Kurt Kotouc with colleagues

This picture was taken in 1985 in Zaluzany. We went there to see some art collection. I am the first from left, the others are my colleagues from the National Gallery in Prague.

In 1949 I completed Industrial Art School in Brno and did various jobs. First, I was at the Institute of Regional Planning where I helped with the graphic design of maps. I wrote articles about art exhibits and thanks to that I got work at the Brno House of Art where I had opportunities to meet artists and organize exhibits. From 1958, I worked in the Centre for Trade Art in Brno. In 1963, I re-located to Prague to work in the head office of the Centre for Trade Art. The last twenty years I've worked in the National Gallery in Prague preparing art catalogues and posters.

I was expelled from the communist party after the Prague Spring. At that time, I was working at the National Gallery in Prague, where I worked in uncertainty because I wasn't a member of the Party. I was the director of the print section, which bothered one director who constantly emphasized that I shouldn't be allowed to continue in my function. In the end, I managed to hang in there, in part because the National Gallery was directed by Jiri Kotalik. Many people reproach him for cooperating with the regime because he remained diplomatic with party and state representatives. Otherwise, they wouldn't have kept him there but at the same time, he allowed the National Gallery to work with certain people who would otherwise have been politically unacceptable. That in itself is notable because at that time, it was difficult to employ someone who had been expelled or written off by the party to a position that was not manual labor.

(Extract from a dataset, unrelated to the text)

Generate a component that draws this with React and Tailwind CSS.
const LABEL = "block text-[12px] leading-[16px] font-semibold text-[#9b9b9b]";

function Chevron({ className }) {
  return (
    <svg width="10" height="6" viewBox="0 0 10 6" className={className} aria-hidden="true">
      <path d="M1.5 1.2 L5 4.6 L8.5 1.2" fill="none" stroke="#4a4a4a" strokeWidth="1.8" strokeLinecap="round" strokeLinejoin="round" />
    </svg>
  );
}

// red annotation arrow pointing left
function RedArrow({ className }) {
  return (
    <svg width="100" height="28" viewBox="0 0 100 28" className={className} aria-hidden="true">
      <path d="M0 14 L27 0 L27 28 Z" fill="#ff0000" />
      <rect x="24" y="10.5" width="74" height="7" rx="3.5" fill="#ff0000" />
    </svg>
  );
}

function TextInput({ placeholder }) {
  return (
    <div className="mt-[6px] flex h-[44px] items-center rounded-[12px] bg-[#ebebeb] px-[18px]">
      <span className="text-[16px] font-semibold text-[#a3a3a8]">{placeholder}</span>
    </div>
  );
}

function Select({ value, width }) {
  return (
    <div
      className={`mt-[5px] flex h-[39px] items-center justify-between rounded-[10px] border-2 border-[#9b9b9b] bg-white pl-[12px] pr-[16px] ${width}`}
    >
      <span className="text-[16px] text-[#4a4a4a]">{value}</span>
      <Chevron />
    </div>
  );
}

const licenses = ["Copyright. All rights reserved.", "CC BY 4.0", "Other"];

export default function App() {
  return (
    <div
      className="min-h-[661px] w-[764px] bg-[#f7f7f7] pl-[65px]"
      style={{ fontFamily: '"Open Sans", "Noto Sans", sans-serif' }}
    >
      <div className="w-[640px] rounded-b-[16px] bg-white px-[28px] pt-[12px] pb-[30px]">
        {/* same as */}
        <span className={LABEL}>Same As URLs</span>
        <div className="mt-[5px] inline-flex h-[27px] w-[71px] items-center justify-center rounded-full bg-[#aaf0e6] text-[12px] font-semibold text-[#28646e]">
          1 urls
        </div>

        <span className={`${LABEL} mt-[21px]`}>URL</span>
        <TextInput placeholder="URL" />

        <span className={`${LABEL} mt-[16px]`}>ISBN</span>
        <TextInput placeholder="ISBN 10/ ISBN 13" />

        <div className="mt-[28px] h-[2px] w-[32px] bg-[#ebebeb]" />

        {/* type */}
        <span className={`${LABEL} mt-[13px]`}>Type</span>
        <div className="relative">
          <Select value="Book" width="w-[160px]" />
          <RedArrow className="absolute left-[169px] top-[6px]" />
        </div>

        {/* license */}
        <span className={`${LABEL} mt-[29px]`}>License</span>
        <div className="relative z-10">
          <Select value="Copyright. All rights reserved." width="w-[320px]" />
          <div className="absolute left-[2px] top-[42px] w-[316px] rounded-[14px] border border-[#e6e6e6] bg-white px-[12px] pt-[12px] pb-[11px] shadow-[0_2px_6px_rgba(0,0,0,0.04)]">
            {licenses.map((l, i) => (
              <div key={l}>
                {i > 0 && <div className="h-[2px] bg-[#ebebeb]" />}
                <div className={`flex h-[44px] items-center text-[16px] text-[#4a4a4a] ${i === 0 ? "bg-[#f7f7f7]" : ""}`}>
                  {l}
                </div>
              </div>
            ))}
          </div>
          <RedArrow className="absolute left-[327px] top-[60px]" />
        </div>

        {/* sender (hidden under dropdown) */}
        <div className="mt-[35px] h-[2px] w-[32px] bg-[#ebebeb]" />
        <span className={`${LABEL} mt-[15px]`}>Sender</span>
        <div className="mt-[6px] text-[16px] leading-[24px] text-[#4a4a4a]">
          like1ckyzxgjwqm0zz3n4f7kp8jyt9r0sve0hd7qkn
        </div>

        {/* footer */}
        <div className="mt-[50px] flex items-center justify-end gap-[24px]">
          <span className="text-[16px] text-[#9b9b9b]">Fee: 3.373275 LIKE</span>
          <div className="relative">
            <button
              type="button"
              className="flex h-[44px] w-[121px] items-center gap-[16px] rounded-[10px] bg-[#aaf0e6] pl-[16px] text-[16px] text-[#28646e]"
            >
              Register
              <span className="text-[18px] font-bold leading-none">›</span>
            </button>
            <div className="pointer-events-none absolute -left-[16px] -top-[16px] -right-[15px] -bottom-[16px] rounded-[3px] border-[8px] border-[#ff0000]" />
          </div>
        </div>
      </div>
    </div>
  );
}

I managed to stay in my job but I was constantly living in doubt. After I divorced for the second time, I shared an apartment with a man who was a traffic police officer. Once, early in the morning, his friends came to visit him and they were in uniform. I was lying in my room and I could see the movement of the uniforms through the frosted glass on my door and in my sleepiness, I was sure that they had come for me. But other people experienced much worse things. Because of my work at the National Gallery, I didn't have a great deal of free time. I liked to travel and I was one of the lucky people who because of various exhibits got to go abroad. I retired in 1987.